**REQUIRED WORK**. Render the material again word for word, skipping the pictures in it.

··· INFORMATION PROVIDED ···

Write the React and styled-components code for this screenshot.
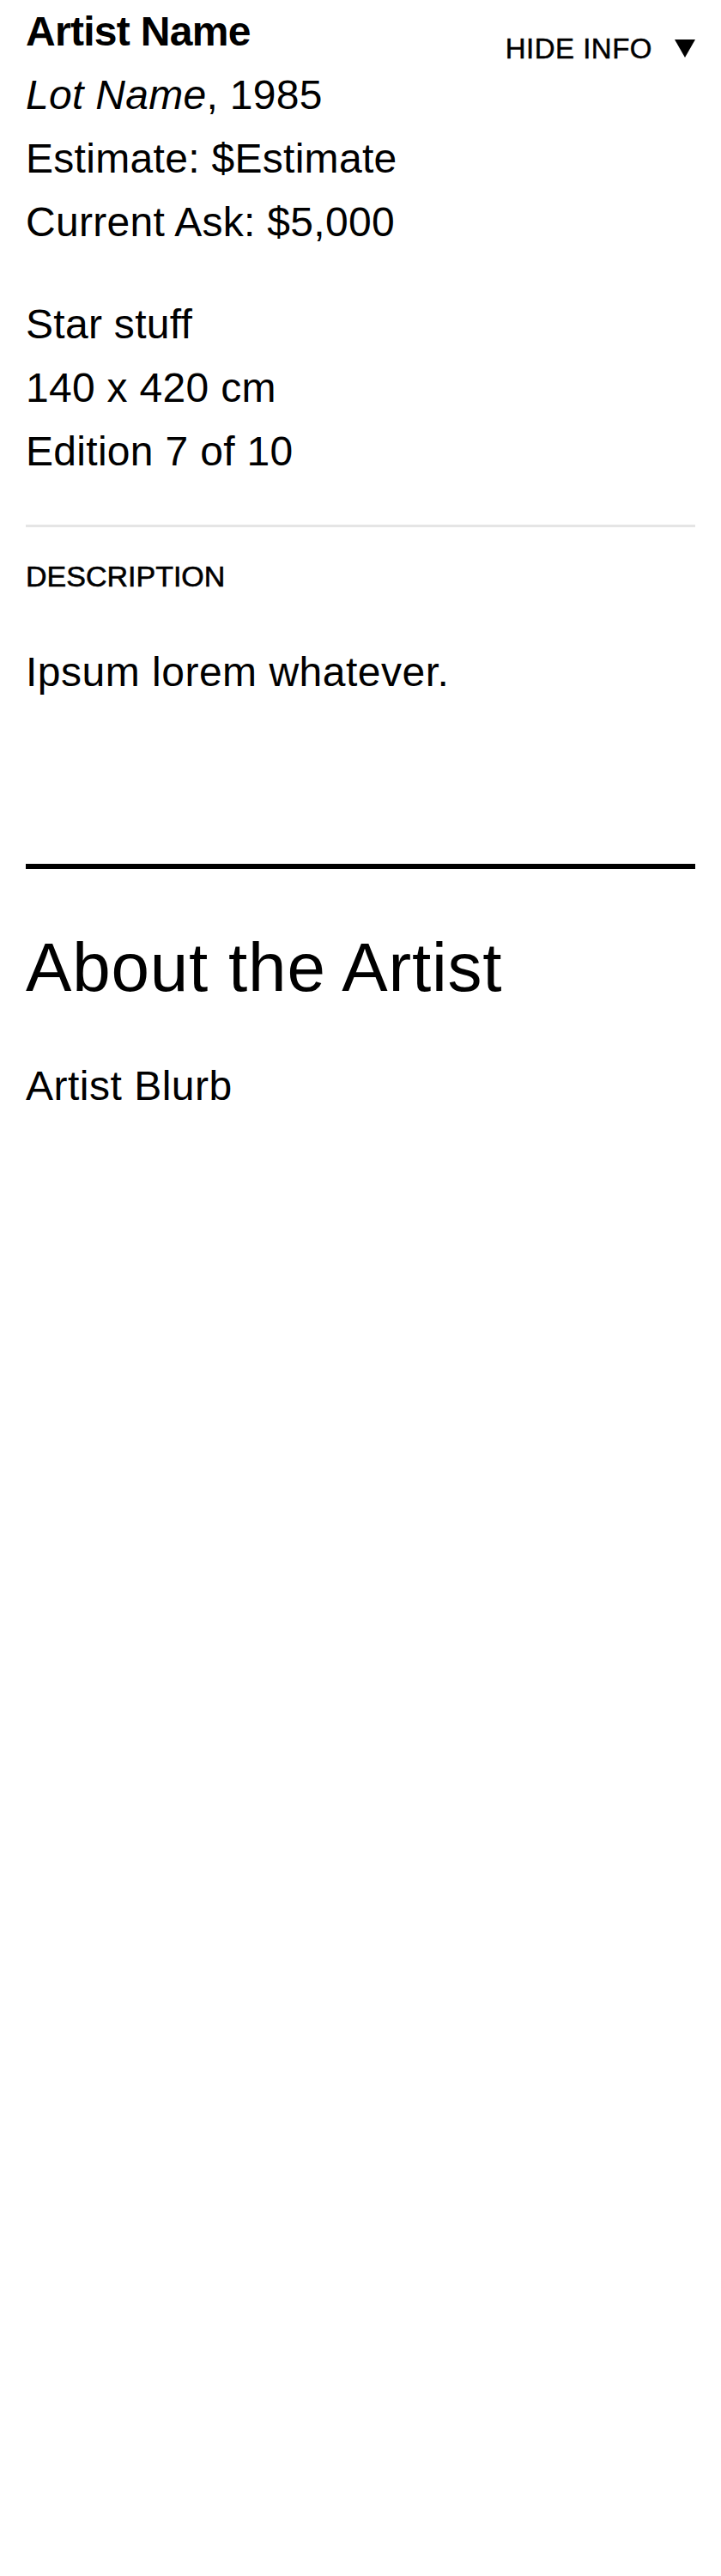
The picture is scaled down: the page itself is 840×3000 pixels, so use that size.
import React from "react";
import styled, { createGlobalStyle } from "styled-components";

const GlobalStyle = createGlobalStyle`
  html, body {
    margin: 0;
    padding: 0;
    background: #ffffff;
  }
  body {
    font-family: "Liberation Sans", Arial, sans-serif;
    color: #000000;
  }
  * { box-sizing: border-box; }
`;

const Page = styled.main`
  padding: 0 30px;
  width: 840px;
`;

const Header = styled.section`
  display: flex;
  justify-content: space-between;
  align-items: flex-start;
`;

const InfoColumn = styled.div`
  display: flex;
  flex-direction: column;
  gap: 45px;
`;

const LineGroup = styled.div`
  display: flex;
  flex-direction: column;
`;

const Line = styled.div`
  font-size: 48px;
  line-height: 74px;
  font-weight: ${(p) => (p.$bold ? 700 : 400)};
  letter-spacing: ${(p) => (p.$bold ? "-0.7px" : "0.3px")};
`;

const Italic = styled.em`
  font-style: italic;
`;

const ToggleButton = styled.button`
  display: flex;
  align-items: center;
  gap: 26px;
  margin-top: 40px;
  padding: 0;
  border: none;
  background: none;
  font-family: "Liberation Sans", Arial, sans-serif;
  font-size: 33px;
  line-height: 33px;
  color: #000;
  -webkit-text-stroke: 0.5px #000;
  letter-spacing: 0.5px;
  cursor: pointer;
`;

const Divider = styled.hr`
  margin: ${(p) => p.$mt}px 0 0 0;
  border: none;
  height: ${(p) => p.$thickness}px;
  background: ${(p) => p.$color};
`;

const SectionLabel = styled.h3`
  margin: 37px 0 0 0;
  font-size: 34px;
  line-height: 41px;
  font-weight: 400;
  -webkit-text-stroke: 0.6px #000;
  letter-spacing: 0;
`;

const BodyText = styled.p`
  margin: ${(p) => p.$mt}px 0 0 0;
  font-size: 48px;
  line-height: 74px;
  font-weight: 400;
  letter-spacing: 0.5px;
`;

const SectionTitle = styled.h2`
  margin: 67px 0 0 0;
  font-size: 80px;
  line-height: 96px;
  font-weight: 400;
  letter-spacing: 0.8px;
`;

const Triangle = () => (
  <svg width="24" height="21" viewBox="0 0 24 21" aria-hidden="true">
    <polygon points="0,0 24,0 12,21" fill="#000" />
  </svg>
);

export default function App() {
  return (
    <>
      <GlobalStyle />
      <Page>
        <Header>
          <InfoColumn>
            <LineGroup>
              <Line $bold>Artist Name</Line>
              <Line>
                <Italic>Lot Name</Italic>, 1985
              </Line>
              <Line>Estimate: $Estimate</Line>
              <Line>Current Ask: $5,000</Line>
            </LineGroup>
            <LineGroup>
              <Line>Star stuff</Line>
              <Line>140 x 420 cm</Line>
              <Line>Edition 7 of 10</Line>
            </LineGroup>
          </InfoColumn>
          <ToggleButton type="button">
            HIDE INFO
            <Triangle />
          </ToggleButton>
        </Header>
        <Divider $mt={48} $thickness={3} $color="#e5e5e5" />
        <SectionLabel>DESCRIPTION</SectionLabel>
        <BodyText $mt={54}>Ipsum lorem whatever.</BodyText>
        <Divider $mt={186} $thickness={6} $color="#000" />
        <SectionTitle>About the Artist</SectionTitle>
        <BodyText $mt={53}>Artist Blurb</BodyText>
      </Page>
    </>
  );
}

···

**SOLUTION**.
Write the React and styled-components code for this screenshot.
The picture is scaled down: the page itself is 840×3000 pixels, so use that size.
import React from "react";
import styled, { createGlobalStyle } from "styled-components";

const GlobalStyle = createGlobalStyle`
  html, body {
    margin: 0;
    padding: 0;
    background: #ffffff;
  }
  body {
    font-family: "Liberation Sans", Arial, sans-serif;
    color: #000000;
  }
  * { box-sizing: border-box; }
`;

const Page = styled.main`
  padding: 0 30px;
  width: 840px;
`;

const Header = styled.section`
  display: flex;
  justify-content: space-between;
  align-items: flex-start;
`;

const InfoColumn = styled.div`
  display: flex;
  flex-direction: column;
  gap: 45px;
`;

const LineGroup = styled.div`
  display: flex;
  flex-direction: column;
`;

const Line = styled.div`
  font-size: 48px;
  line-height: 74px;
  font-weight: ${(p) => (p.$bold ? 700 : 400)};
  letter-spacing: ${(p) => (p.$bold ? "-0.7px" : "0.3px")};
`;

const Italic = styled.em`
  font-style: italic;
`;

const ToggleButton = styled.button`
  display: flex;
  align-items: center;
  gap: 26px;
  margin-top: 40px;
  padding: 0;
  border: none;
  background: none;
  font-family: "Liberation Sans", Arial, sans-serif;
  font-size: 33px;
  line-height: 33px;
  color: #000;
  -webkit-text-stroke: 0.5px #000;
  letter-spacing: 0.5px;
  cursor: pointer;
`;

const Divider = styled.hr`
  margin: ${(p) => p.$mt}px 0 0 0;
  border: none;
  height: ${(p) => p.$thickness}px;
  background: ${(p) => p.$color};
`;

const SectionLabel = styled.h3`
  margin: 37px 0 0 0;
  font-size: 34px;
  line-height: 41px;
  font-weight: 400;
  -webkit-text-stroke: 0.6px #000;
  letter-spacing: 0;
`;

const BodyText = styled.p`
  margin: ${(p) => p.$mt}px 0 0 0;
  font-size: 48px;
  line-height: 74px;
  font-weight: 400;
  letter-spacing: 0.5px;
`;

const SectionTitle = styled.h2`
  margin: 67px 0 0 0;
  font-size: 80px;
  line-height: 96px;
  font-weight: 400;
  letter-spacing: 0.8px;
`;

const Triangle = () => (
  <svg width="24" height="21" viewBox="0 0 24 21" aria-hidden="true">
    <polygon points="0,0 24,0 12,21" fill="#000" />
  </svg>
);

export default function App() {
  return (
    <>
      <GlobalStyle />
      <Page>
        <Header>
          <InfoColumn>
            <LineGroup>
              <Line $bold>Artist Name</Line>
              <Line>
                <Italic>Lot Name</Italic>, 1985
              </Line>
              <Line>Estimate: $Estimate</Line>
              <Line>Current Ask: $5,000</Line>
            </LineGroup>
            <LineGroup>
              <Line>Star stuff</Line>
              <Line>140 x 420 cm</Line>
              <Line>Edition 7 of 10</Line>
            </LineGroup>
          </InfoColumn>
          <ToggleButton type="button">
            HIDE INFO
            <Triangle />
          </ToggleButton>
        </Header>
        <Divider $mt={48} $thickness={3} $color="#e5e5e5" />
        <SectionLabel>DESCRIPTION</SectionLabel>
        <BodyText $mt={54}>Ipsum lorem whatever.</BodyText>
        <Divider $mt={186} $thickness={6} $color="#000" />
        <SectionTitle>About the Artist</SectionTitle>
        <BodyText $mt={53}>Artist Blurb</BodyText>
      </Page>
    </>
  );
}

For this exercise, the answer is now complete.